Detailed Explanation of Parameters
The write.saveAsTable method accepts several parameters that control how the DataFrame is saved as a table, offering flexibility in table creation and storage configuration. These parameters are typically passed directly to the method or configured using chained .option() calls. Here’s a detailed breakdown of the key parameters:
- name (required):
- Description: The name of the table to create or modify in the metastore.
- Type: String (e.g., "my_table", "database.my_table").
- Behavior:
- Specifies the table name, optionally prefixed with a database (e.g., mydb.my_table). If no database is specified, it uses the current database (default is default).
- Creates a new table if it doesn’t exist, or modifies an existing table based on the mode parameter (e.g., overwrite, append).
- The table is registered in the metastore (e.g., Hive metastore or Spark’s default Derby metastore if no external metastore is configured).
- Use Case: Use to define the table’s identity, such as "employees" for a staff table or mydb.sales for a specific database.
- Example: df.write.saveAsTable("employees") saves to a table named "employees".
- format (optional, default: "parquet"):
- Description: Specifies the underlying file format for storing the table’s data.
- Type: String (e.g., "parquet", "orc", "csv", "json").
- Behavior:
- Defines the storage format of the data files. Common options include:
- "parquet": Columnar binary format (default, efficient for Spark).
- "orc": Optimized Row Columnar format (Hive-compatible).
- "csv": Comma-separated text format.
- "json": JSON Lines text format.
- The metastore records this format, ensuring compatibility when reading the table later.
- Use Case: Use "parquet" for optimal performance, "orc" for Hive integration, or "csv" for text-based storage.
- Example: df.write.format("orc").saveAsTable("employees") saves as an ORC table.
- mode (optional, default: "error"):
- Description: Specifies the behavior when the table already exists in the metastore.
- Type: String (e.g., "append", "overwrite", "error", "ignore").
- Behavior:
- "error" (or "errorifexists"): Raises an error if the table exists (default).
- "append": Adds the DataFrame’s rows to the existing table, requiring schema compatibility.
- "overwrite": Drops and recreates the table with the DataFrame’s schema and data, replacing existing content.
- "ignore": Skips the write operation if the table exists, leaving existing data intact.
- Use Case: Use "append" for incremental updates, "overwrite" to replace data, or "ignore" to avoid conflicts.
- Example: df.write.mode("overwrite").saveAsTable("employees") overwrites the "employees" table.

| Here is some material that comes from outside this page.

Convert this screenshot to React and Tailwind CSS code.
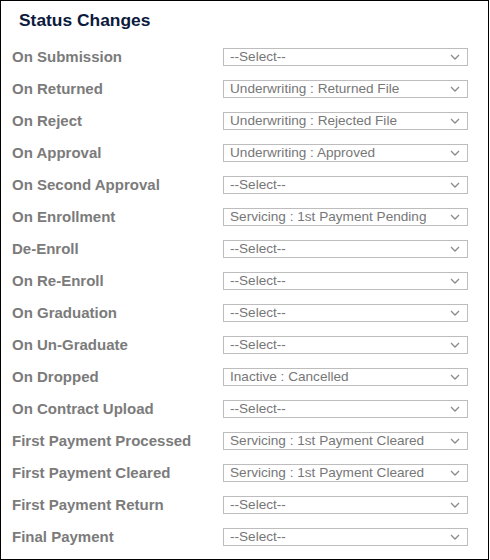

- partitionBy (optional, default: None):
- Description: Specifies one or more columns to partition the table’s data by, creating a directory hierarchy.
- Type: String or list of strings (e.g., "dept", ["dept", "age"]).
- Behavior:
- When None (default), data is written as flat files in the table’s location (e.g., part-00000-*).
- When specified (e.g., partitionBy="dept"), organizes data into subdirectories based on column values (e.g., dept=HR/part-00000-*), enhancing query performance for partitioned columns.
- Multiple columns create nested directories (e.g., dept=HR/age=25/part-00000-*).
- Use Case: Use to optimize queries filtering on specific columns, such as dates or categories.
- Example: df.write.partitionBy("dept").saveAsTable("employees") partitions by "dept".
- path (optional, default: metastore-managed location):
- Description: Specifies a custom storage location for the table’s data, making it an external table.
- Type: String (e.g., "hdfs://path/to/output", /data/output).
- Behavior:
- When omitted, Spark uses the metastore’s default warehouse directory (e.g., spark.sql.warehouse.dir), creating a managed table.
- When specified (e.g., path="hdfs://custom/path"), creates an external table, storing data at the custom location while registering metadata in the metastore.
- Managed tables are fully controlled by Spark (dropped with the table); external tables persist data independently.
- Use Case: Use without path for managed tables, or with path for external tables with custom storage.
- Example: df.write.option("path", "hdfs://custom/path").saveAsTable("employees") saves as an external table.
Additional options (e.g., compression, bucketBy) can further customize the table’s storage and organization, but the above are the core parameters. These parameters allow fine-tuned control over table creation, requiring a metastore (default or external) for persistence.
Here’s an example showcasing parameter use:
from pyspark.sql import SparkSession
spark = SparkSession.builder.appName("WriteSaveAsTableParams").getOrCreate()
data = [("Alice", "HR", 25), ("Bob", "IT", 30)]
df = spark.createDataFrame(data, ["name", "dept", "age"])
# Basic table save
df.write.saveAsTable("employees")
# Output: Managed table "employees" in default warehouse with Parquet files
# Custom parameters
df.write.format("orc").mode("overwrite").partitionBy("dept").option("path", "hdfs://custom/employees").saveAsTable("employees_ext")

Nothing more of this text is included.